Return the listing below exactly, with the pictures dropped.

DATA SHOWN =>
— START —

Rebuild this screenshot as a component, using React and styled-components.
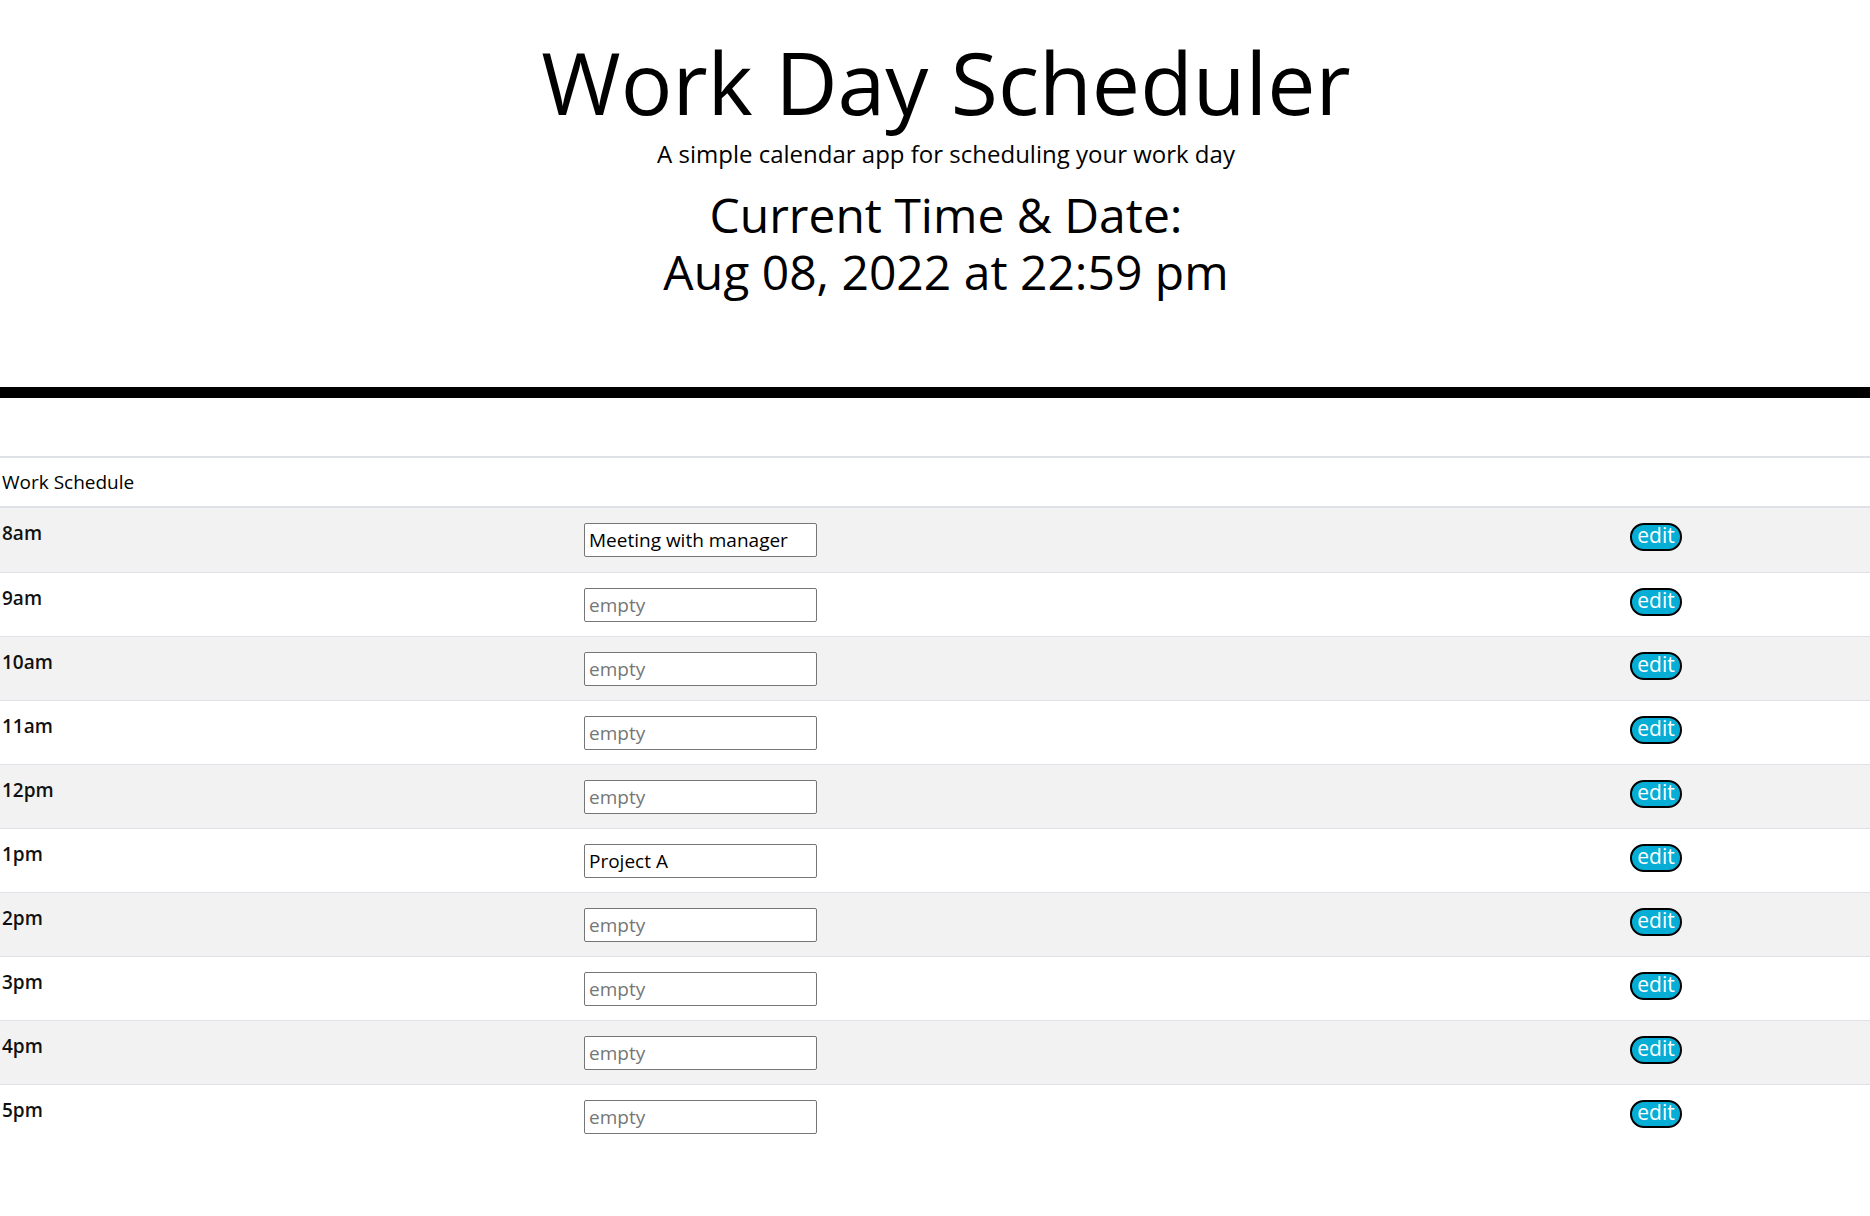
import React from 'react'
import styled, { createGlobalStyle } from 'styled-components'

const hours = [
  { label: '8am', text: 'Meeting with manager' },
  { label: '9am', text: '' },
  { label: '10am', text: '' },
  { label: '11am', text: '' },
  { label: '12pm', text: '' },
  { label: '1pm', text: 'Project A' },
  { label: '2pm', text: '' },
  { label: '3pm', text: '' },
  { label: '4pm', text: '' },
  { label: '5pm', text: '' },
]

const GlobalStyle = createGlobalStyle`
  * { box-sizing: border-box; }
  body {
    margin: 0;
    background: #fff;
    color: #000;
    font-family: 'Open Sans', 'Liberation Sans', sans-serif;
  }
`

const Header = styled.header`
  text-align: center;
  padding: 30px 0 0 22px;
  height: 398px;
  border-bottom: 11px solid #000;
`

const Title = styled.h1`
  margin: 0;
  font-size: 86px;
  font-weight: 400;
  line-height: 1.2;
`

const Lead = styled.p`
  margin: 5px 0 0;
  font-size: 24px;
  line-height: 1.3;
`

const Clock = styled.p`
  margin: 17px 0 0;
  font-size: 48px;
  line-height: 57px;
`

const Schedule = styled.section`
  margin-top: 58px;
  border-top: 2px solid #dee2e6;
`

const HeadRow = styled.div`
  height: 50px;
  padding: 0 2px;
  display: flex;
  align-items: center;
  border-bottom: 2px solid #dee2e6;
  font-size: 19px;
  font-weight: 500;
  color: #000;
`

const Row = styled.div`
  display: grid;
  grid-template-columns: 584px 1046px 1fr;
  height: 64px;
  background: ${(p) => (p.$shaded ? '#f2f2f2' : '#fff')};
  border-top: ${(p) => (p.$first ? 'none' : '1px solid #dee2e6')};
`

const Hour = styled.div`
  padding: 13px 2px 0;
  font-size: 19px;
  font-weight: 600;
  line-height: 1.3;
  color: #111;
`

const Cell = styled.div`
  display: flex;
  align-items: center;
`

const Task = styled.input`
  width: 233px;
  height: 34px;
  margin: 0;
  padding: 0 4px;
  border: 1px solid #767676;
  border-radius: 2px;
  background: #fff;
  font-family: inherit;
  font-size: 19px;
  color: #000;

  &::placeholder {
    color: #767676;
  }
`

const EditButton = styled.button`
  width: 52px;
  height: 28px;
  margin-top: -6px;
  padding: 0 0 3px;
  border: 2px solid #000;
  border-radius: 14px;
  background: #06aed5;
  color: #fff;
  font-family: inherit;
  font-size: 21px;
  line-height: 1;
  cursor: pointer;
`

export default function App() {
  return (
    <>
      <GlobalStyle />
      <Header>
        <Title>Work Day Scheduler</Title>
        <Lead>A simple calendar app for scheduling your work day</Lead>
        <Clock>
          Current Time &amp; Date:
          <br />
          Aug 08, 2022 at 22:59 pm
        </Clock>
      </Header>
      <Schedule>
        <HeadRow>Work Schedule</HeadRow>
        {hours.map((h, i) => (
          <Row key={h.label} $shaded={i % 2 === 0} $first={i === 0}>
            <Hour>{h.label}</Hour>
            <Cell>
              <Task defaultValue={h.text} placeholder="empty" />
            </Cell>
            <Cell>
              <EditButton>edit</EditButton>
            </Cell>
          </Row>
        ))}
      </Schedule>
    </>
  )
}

— END —

FULL RESPONSE =>
Rebuild this screenshot as a component, using React and styled-components.
import React from 'react'
import styled, { createGlobalStyle } from 'styled-components'

const hours = [
  { label: '8am', text: 'Meeting with manager' },
  { label: '9am', text: '' },
  { label: '10am', text: '' },
  { label: '11am', text: '' },
  { label: '12pm', text: '' },
  { label: '1pm', text: 'Project A' },
  { label: '2pm', text: '' },
  { label: '3pm', text: '' },
  { label: '4pm', text: '' },
  { label: '5pm', text: '' },
]

const GlobalStyle = createGlobalStyle`
  * { box-sizing: border-box; }
  body {
    margin: 0;
    background: #fff;
    color: #000;
    font-family: 'Open Sans', 'Liberation Sans', sans-serif;
  }
`

const Header = styled.header`
  text-align: center;
  padding: 30px 0 0 22px;
  height: 398px;
  border-bottom: 11px solid #000;
`

const Title = styled.h1`
  margin: 0;
  font-size: 86px;
  font-weight: 400;
  line-height: 1.2;
`

const Lead = styled.p`
  margin: 5px 0 0;
  font-size: 24px;
  line-height: 1.3;
`

const Clock = styled.p`
  margin: 17px 0 0;
  font-size: 48px;
  line-height: 57px;
`

const Schedule = styled.section`
  margin-top: 58px;
  border-top: 2px solid #dee2e6;
`

const HeadRow = styled.div`
  height: 50px;
  padding: 0 2px;
  display: flex;
  align-items: center;
  border-bottom: 2px solid #dee2e6;
  font-size: 19px;
  font-weight: 500;
  color: #000;
`

const Row = styled.div`
  display: grid;
  grid-template-columns: 584px 1046px 1fr;
  height: 64px;
  background: ${(p) => (p.$shaded ? '#f2f2f2' : '#fff')};
  border-top: ${(p) => (p.$first ? 'none' : '1px solid #dee2e6')};
`

const Hour = styled.div`
  padding: 13px 2px 0;
  font-size: 19px;
  font-weight: 600;
  line-height: 1.3;
  color: #111;
`

const Cell = styled.div`
  display: flex;
  align-items: center;
`

const Task = styled.input`
  width: 233px;
  height: 34px;
  margin: 0;
  padding: 0 4px;
  border: 1px solid #767676;
  border-radius: 2px;
  background: #fff;
  font-family: inherit;
  font-size: 19px;
  color: #000;

  &::placeholder {
    color: #767676;
  }
`

const EditButton = styled.button`
  width: 52px;
  height: 28px;
  margin-top: -6px;
  padding: 0 0 3px;
  border: 2px solid #000;
  border-radius: 14px;
  background: #06aed5;
  color: #fff;
  font-family: inherit;
  font-size: 21px;
  line-height: 1;
  cursor: pointer;
`

export default function App() {
  return (
    <>
      <GlobalStyle />
      <Header>
        <Title>Work Day Scheduler</Title>
        <Lead>A simple calendar app for scheduling your work day</Lead>
        <Clock>
          Current Time &amp; Date:
          <br />
          Aug 08, 2022 at 22:59 pm
        </Clock>
      </Header>
      <Schedule>
        <HeadRow>Work Schedule</HeadRow>
        {hours.map((h, i) => (
          <Row key={h.label} $shaded={i % 2 === 0} $first={i === 0}>
            <Hour>{h.label}</Hour>
            <Cell>
              <Task defaultValue={h.text} placeholder="empty" />
            </Cell>
            <Cell>
              <EditButton>edit</EditButton>
            </Cell>
          </Row>
        ))}
      </Schedule>
    </>
  )
}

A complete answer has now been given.